**Short problem**
Show every line containing "index" by copying it.

**Raw data**

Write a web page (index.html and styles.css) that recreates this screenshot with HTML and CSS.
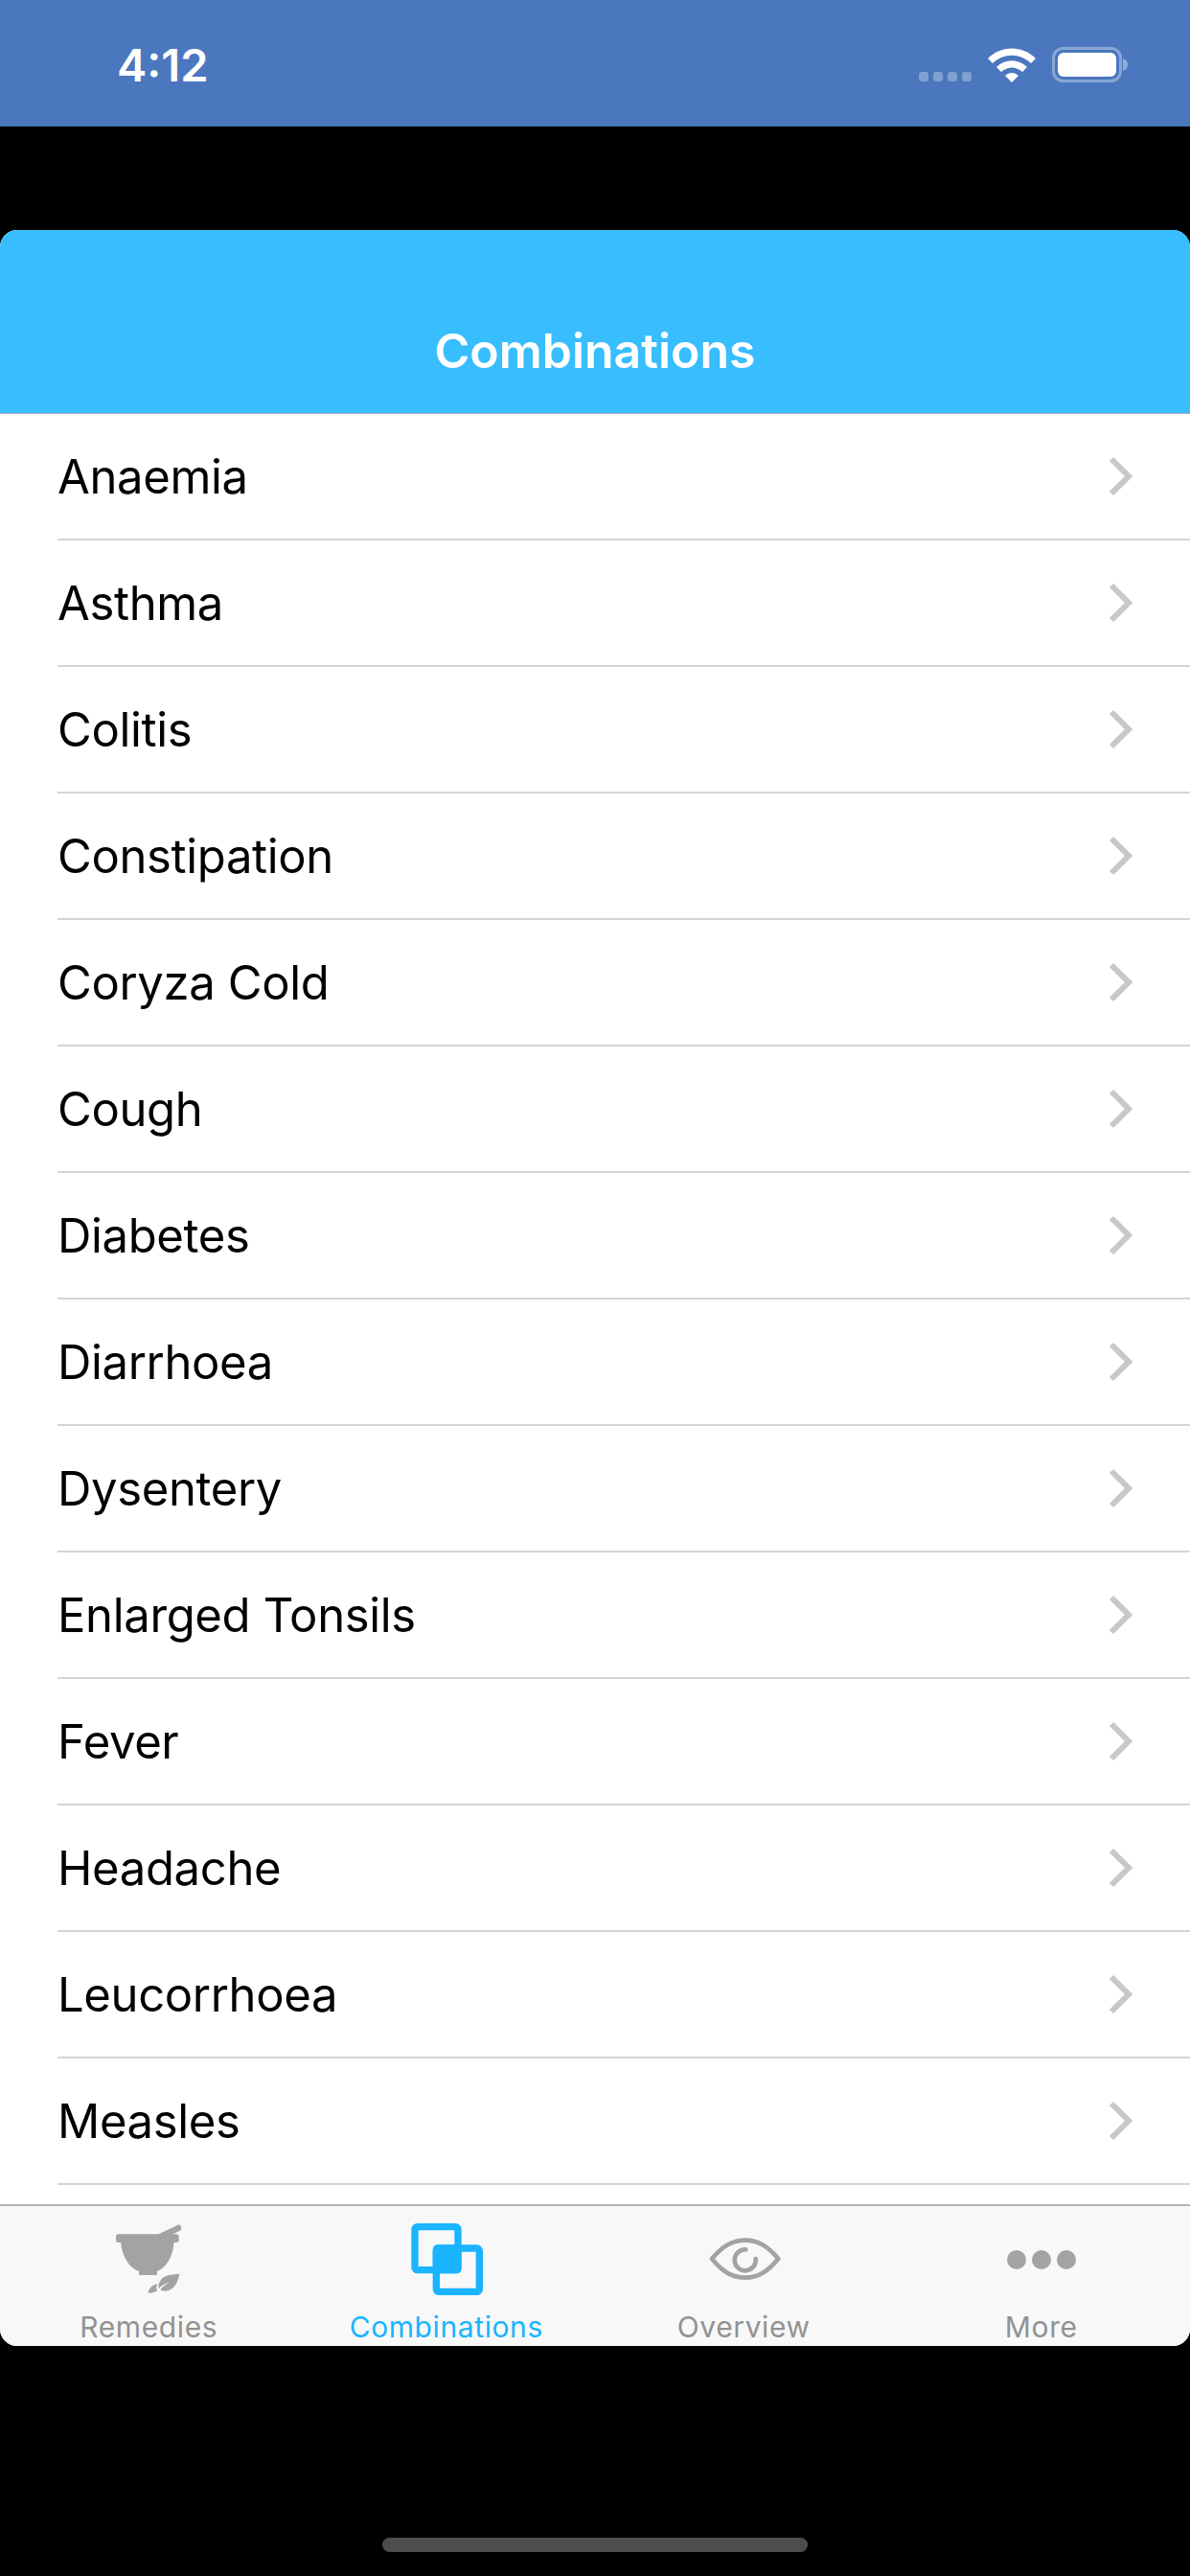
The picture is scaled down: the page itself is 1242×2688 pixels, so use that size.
FILE: index.html
```html
<!DOCTYPE html>
<html lang="en">
<head>
  <meta charset="UTF-8">
  <meta name="viewport" content="width=device-width, initial-scale=1">
  <title>Combinations</title>
  <link rel="stylesheet" href="styles.css">
</head>
<body>
<svg class="defs" width="0" height="0">
  <symbol id="chevron" viewBox="0 0 30 44">
    <path d="M5 4 L23 22 L5 40" fill="none" stroke="#c7c7cc" stroke-width="6"/>
  </symbol>
</svg>

<div class="status-bar">
  <span class="time">4:12</span>
  <div class="status-icons">
    <svg class="signal" width="55" height="10" viewBox="0 0 55 10">
      <rect x="0" width="10" height="10" rx="3"/>
      <rect x="15" width="10" height="10" rx="3"/>
      <rect x="30" width="10" height="10" rx="3"/>
      <rect x="45" width="10" height="10" rx="3"/>
    </svg>
    <svg class="wifi" width="50" height="36" viewBox="0 0 50 36">
      <path d="M0 11 C14 -3 36 -3 50 11 L45 16 C33 5 17 5 5 16 Z"/>
      <path d="M9 20 C18 11 32 11 41 20 L36 25 C29 19 21 19 14 25 Z"/>
      <path d="M18 29 C22 25 28 25 32 29 L25 36 Z"/>
    </svg>
    <svg class="battery" width="79" height="37" viewBox="0 0 79 37">
      <rect x="1.5" y="1.5" width="70" height="34" rx="10" fill="none" stroke="#fff" stroke-opacity="0.35" stroke-width="3"/>
      <path d="M74 12 C77 13 79 15 79 18.500 C79 22 77 24 74 25 Z" fill="#fff" fill-opacity="0.4"/>
      <rect x="6" y="6" width="61" height="25" rx="6" fill="#fff"/>
    </svg>
  </div>
</div>

<div class="spacer"></div>

<div class="app">
  <header class="nav-bar">
    <h1>Combinations</h1>
  </header>

  <ul class="list">
    <li><span>Anaemia</span><svg class="chevron"><use href="#chevron"/></svg></li>
    <li><span>Asthma</span><svg class="chevron"><use href="#chevron"/></svg></li>
    <li><span>Colitis</span><svg class="chevron"><use href="#chevron"/></svg></li>
    <li><span>Constipation</span><svg class="chevron"><use href="#chevron"/></svg></li>
    <li><span>Coryza Cold</span><svg class="chevron"><use href="#chevron"/></svg></li>
    <li><span>Cough</span><svg class="chevron"><use href="#chevron"/></svg></li>
    <li><span>Diabetes</span><svg class="chevron"><use href="#chevron"/></svg></li>
    <li><span>Diarrhoea</span><svg class="chevron"><use href="#chevron"/></svg></li>
    <li><span>Dysentery</span><svg class="chevron"><use href="#chevron"/></svg></li>
    <li><span>Enlarged Tonsils</span><svg class="chevron"><use href="#chevron"/></svg></li>
    <li><span>Fever</span><svg class="chevron"><use href="#chevron"/></svg></li>
    <li><span>Headache</span><svg class="chevron"><use href="#chevron"/></svg></li>
    <li><span>Leucorrhoea</span><svg class="chevron"><use href="#chevron"/></svg></li>
    <li><span>Measles</span><svg class="chevron"><use href="#chevron"/></svg></li>
  </ul>

  <nav class="tab-bar">
    <div class="tab">
      <svg class="tab-icon" viewBox="0 0 390 300">
        <g fill="#a3a3a3">
          <rect x="93" y="94" width="197" height="26" rx="8"/>
          <path d="M108 118 L275 118 C272 165 250 200 222 210 L222 222 L165 222 L165 210 C135 200 112 165 108 118 Z"/>
          <path d="M222 96 L287 65 C294 63 301 72 297 79 C296 81 295 82 293 83 L262 98 Z"/>
          <path d="M292 218 C288 245 272 272 246 272 C240 272 235 270 232 267 C240 258 250 250 262 243 C248 248 236 255 227 264 C224 250 232 232 250 225 C263 220 278 219 292 218 Z"/>
          <path d="M193 277 C197 262 208 252 224 250 C219 256 218 264 222 271 C212 278 203 279 193 277 Z"/>
        </g>
      </svg>
      <span class="tab-label">Remedies</span>
    </div>
    <div class="tab active">
      <svg class="tab-icon" viewBox="0 0 390 300">
        <rect x="96" y="71" width="135" height="135" rx="8" fill="none" stroke="#1ab4ff" stroke-width="22"/>
        <rect x="163" y="138" width="135" height="136" rx="8" fill="none" stroke="#1ab4ff" stroke-width="22"/>
        <rect x="152" y="127" width="90" height="90" rx="14" fill="#1ab4ff"/>
      </svg>
      <span class="tab-label">Combinations</span>
    </div>
    <div class="tab">
      <svg class="tab-icon" viewBox="-30 -60 390 300">
        <path d="M66 111 C100 70 130 53 170 53 C210 53 240 70 274 111 C240 152 210 170 170 170 C130 170 100 152 66 111 Z" fill="none" stroke="#a3a3a3" stroke-width="14" stroke-linejoin="round"/>
        <path d="M172 82 A33 33 0 1 0 203 111" fill="none" stroke="#a3a3a3" stroke-width="14" stroke-linecap="round"/>
      </svg>
      <span class="tab-label">Overview</span>
    </div>
    <div class="tab">
      <svg class="tab-icon" viewBox="0 0 130 100">
        <circle cx="39" cy="58" r="10" fill="#a3a3a3"/>
        <circle cx="65" cy="58" r="10" fill="#a3a3a3"/>
        <circle cx="91" cy="58" r="10" fill="#a3a3a3"/>
      </svg>
      <span class="tab-label">More</span>
    </div>
  </nav>
</div>

<div class="home-area">
  <div class="home-indicator"></div>
</div>
</body>
</html>
```

FILE: styles.css
```css
* { box-sizing: border-box; }

html, body {
  margin: 0;
  padding: 0;
  background-color: #000;
}

body {
  width: 1242px;
  height: 2688px;
  overflow: hidden;
  font-family: Inter, "Liberation Sans", sans-serif;
}

.defs {
  position: absolute;
}

.status-bar {
  height: 132px;
  background-color: #4a77bd;
  color: #fff;
  display: flex;
  justify-content: space-between;
  padding: 49px 65px 0 122px;
}

.time {
  font-size: 47px;
  line-height: 38px;
  font-weight: 600;
}

.status-icons {
  display: flex;
  gap: 17px;
  height: 37px;
}

.signal {
  align-self: flex-end;
  margin-bottom: 1px;
  fill: #fff;
  fill-opacity: 0.3;
}

.wifi {
  fill: #fff;
  margin-top: 1px;
}

.spacer {
  height: 108px;
}

.app {
  height: 2208px;
  background-color: #fff;
  border-radius: 18px;
  overflow: hidden;
  display: flex;
  flex-direction: column;
}

.nav-bar {
  height: 192px;
  flex-shrink: 0;
  background-color: #38bdfe;
  border-bottom: 1px solid #b2b2b2;
  display: flex;
  justify-content: center;
  align-items: flex-end;
  padding-bottom: 35px;
}

.nav-bar h1 {
  margin: 0;
  color: #fff;
  font-size: 50px;
  line-height: 60px;
  font-weight: 600;
}

.list {
  list-style: none;
  margin: 0;
  padding: 0;
  flex: 1;
  overflow: hidden;
}

.list li {
  height: 132px;
  margin-left: 60px;
  padding-right: 57px;
  border-bottom: 2px solid #d4d4d6;
  display: flex;
  justify-content: space-between;
  align-items: center;
  font-size: 49px;
  letter-spacing: -0.35px;
  color: #000;
}

.chevron {
  width: 30px;
  height: 44px;
  display: block;
}

.tab-bar {
  height: 148px;
  flex-shrink: 0;
  background-color: #f8f8f8;
  border-top: 2px solid #b2b2b2;
  display: grid;
  grid-template-columns: repeat(4, 1fr);
}

.tab {
  display: flex;
  flex-direction: column;
  align-items: center;
  color: #929292;
}

.tab.active {
  color: #1ab4ff;
}

.tab-icon {
  width: 130px;
  height: 100px;
  margin-top: -2px;
  display: block;
}

.tab-label {
  font-size: 30px;
  line-height: 36px;
  letter-spacing: 0.6px;
  margin-top: 10px;
}

.home-area {
  height: 240px;
  display: flex;
  justify-content: center;
  align-items: flex-end;
  padding-bottom: 25px;
}

.home-indicator {
  width: 444px;
  height: 15px;
  border-radius: 8px;
  background-color: #4d4d4d;
}
```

**Exercise output**
Write a web page (index.html and styles.css) that recreates this screenshot with HTML and CSS.
FILE: index.html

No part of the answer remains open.